DIRECTIVE: Collect every line that includes the string "React".

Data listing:
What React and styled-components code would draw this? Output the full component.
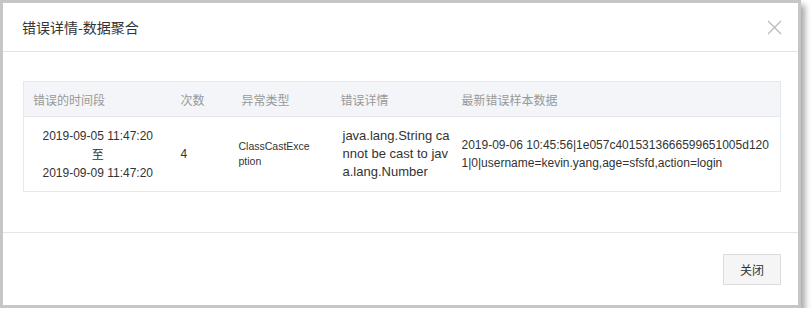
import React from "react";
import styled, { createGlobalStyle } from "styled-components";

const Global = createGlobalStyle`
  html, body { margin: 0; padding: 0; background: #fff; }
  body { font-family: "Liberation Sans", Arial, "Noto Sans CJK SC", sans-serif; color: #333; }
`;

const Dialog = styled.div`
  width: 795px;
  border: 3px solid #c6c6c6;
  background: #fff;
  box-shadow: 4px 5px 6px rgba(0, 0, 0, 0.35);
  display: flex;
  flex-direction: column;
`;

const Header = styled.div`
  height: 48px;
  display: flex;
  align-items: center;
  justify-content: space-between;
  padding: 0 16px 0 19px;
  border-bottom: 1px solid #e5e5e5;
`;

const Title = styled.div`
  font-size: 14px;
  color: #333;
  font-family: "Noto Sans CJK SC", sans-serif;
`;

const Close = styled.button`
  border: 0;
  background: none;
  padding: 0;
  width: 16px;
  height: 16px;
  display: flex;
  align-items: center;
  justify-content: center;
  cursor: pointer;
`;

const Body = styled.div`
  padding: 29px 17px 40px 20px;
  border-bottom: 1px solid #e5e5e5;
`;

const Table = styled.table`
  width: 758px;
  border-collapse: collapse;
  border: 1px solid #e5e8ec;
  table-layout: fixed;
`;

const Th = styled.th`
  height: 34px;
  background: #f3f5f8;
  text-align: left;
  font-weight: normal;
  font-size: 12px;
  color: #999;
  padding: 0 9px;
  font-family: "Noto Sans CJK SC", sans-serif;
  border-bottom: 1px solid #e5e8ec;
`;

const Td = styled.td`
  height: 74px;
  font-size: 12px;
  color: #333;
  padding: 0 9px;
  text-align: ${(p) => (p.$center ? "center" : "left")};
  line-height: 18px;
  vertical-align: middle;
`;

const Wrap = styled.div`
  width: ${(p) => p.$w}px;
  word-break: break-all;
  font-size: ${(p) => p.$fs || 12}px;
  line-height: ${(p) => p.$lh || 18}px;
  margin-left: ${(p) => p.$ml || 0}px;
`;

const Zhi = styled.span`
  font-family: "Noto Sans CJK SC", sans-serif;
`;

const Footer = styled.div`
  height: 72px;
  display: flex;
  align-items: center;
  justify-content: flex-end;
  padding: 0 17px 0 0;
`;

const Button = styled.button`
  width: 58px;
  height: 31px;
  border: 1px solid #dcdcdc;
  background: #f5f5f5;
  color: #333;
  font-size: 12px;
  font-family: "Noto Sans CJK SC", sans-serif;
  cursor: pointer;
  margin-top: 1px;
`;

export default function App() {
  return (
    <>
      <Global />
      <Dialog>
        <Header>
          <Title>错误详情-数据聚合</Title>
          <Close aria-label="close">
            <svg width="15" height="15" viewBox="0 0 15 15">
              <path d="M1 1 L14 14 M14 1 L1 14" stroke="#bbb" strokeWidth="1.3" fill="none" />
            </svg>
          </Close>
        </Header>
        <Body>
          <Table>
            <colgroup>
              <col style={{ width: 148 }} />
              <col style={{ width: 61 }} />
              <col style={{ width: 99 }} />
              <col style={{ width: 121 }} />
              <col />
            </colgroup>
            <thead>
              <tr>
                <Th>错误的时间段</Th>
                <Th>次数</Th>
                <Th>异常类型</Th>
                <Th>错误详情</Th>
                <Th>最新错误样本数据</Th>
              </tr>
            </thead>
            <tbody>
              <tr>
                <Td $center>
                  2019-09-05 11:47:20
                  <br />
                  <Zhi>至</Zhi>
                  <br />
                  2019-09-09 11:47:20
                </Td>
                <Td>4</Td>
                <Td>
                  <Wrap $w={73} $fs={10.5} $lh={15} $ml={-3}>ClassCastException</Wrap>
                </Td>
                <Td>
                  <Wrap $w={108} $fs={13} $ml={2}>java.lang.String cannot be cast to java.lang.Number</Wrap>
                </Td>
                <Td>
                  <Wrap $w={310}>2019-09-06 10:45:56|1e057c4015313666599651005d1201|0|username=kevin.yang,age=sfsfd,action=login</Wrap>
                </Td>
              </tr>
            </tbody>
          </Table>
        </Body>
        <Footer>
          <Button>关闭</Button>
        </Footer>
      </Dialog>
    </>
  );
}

---

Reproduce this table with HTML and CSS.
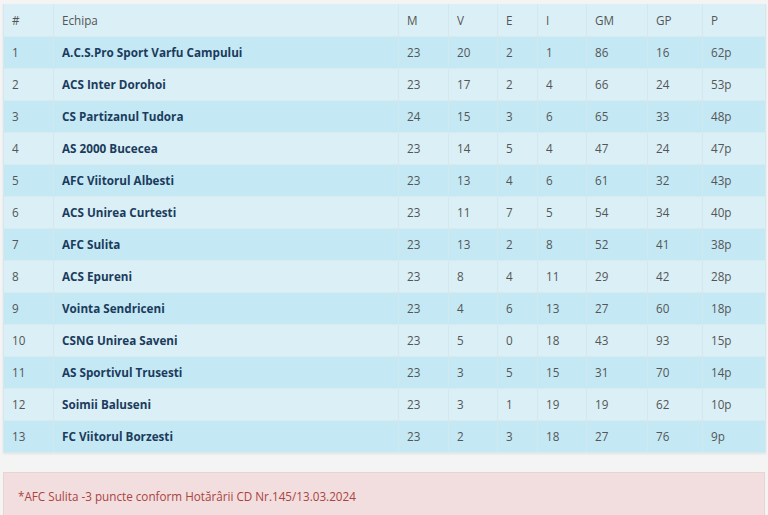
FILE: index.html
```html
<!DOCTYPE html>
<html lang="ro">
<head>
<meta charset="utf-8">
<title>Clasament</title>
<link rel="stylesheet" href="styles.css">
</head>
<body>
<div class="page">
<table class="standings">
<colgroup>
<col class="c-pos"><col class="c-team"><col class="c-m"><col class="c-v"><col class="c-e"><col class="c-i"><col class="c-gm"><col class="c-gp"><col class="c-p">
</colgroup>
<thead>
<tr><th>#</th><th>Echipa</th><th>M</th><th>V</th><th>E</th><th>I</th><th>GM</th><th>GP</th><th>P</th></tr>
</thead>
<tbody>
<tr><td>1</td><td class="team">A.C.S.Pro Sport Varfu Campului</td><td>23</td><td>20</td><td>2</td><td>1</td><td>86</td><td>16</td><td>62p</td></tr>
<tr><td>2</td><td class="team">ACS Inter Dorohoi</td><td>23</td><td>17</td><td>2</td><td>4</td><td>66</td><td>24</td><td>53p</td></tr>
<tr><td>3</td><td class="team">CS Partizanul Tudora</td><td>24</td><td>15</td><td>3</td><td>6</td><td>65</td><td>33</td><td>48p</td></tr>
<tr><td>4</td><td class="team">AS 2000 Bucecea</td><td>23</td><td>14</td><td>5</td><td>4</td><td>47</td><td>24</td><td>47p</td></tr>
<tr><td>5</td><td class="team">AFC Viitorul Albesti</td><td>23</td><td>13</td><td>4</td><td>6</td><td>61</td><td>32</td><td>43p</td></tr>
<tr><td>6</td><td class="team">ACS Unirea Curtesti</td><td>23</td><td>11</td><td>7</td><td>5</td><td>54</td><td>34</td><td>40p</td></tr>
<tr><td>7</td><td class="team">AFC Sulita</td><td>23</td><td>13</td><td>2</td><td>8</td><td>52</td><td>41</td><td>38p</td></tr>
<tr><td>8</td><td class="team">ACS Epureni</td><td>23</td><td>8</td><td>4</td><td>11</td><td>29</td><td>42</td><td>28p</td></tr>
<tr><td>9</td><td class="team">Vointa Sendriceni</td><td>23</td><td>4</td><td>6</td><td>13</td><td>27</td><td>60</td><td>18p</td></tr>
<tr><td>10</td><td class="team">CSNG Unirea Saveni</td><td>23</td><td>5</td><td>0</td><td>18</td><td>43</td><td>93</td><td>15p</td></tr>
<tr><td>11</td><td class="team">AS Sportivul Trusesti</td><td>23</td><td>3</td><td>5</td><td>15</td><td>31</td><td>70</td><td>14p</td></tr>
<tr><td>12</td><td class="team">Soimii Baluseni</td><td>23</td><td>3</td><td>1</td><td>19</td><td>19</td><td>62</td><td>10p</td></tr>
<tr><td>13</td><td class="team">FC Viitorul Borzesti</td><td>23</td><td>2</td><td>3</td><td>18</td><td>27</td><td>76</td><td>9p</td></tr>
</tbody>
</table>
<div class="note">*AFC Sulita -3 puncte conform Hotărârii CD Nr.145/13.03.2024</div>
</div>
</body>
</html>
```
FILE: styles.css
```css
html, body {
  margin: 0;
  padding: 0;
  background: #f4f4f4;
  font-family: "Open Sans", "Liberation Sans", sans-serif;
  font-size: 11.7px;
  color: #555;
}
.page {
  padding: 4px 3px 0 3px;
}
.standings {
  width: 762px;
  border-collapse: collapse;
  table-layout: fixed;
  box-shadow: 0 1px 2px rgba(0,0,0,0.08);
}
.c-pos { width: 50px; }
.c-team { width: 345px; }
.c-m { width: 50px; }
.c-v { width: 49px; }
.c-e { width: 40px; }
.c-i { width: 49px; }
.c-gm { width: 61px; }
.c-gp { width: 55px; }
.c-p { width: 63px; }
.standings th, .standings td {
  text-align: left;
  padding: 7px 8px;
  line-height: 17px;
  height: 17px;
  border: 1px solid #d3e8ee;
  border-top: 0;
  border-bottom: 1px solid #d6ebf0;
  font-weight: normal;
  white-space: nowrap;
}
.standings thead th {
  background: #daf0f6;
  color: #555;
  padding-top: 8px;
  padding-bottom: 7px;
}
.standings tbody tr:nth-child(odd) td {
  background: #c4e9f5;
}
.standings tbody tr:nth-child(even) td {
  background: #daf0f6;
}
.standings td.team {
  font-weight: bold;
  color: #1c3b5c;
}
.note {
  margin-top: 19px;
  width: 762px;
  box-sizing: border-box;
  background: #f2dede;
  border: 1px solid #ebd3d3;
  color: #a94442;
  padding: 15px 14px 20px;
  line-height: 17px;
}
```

OUTPUT FOR THIS EXERCISE:
What React and styled-components code would draw this? Output the full component.
import React from "react";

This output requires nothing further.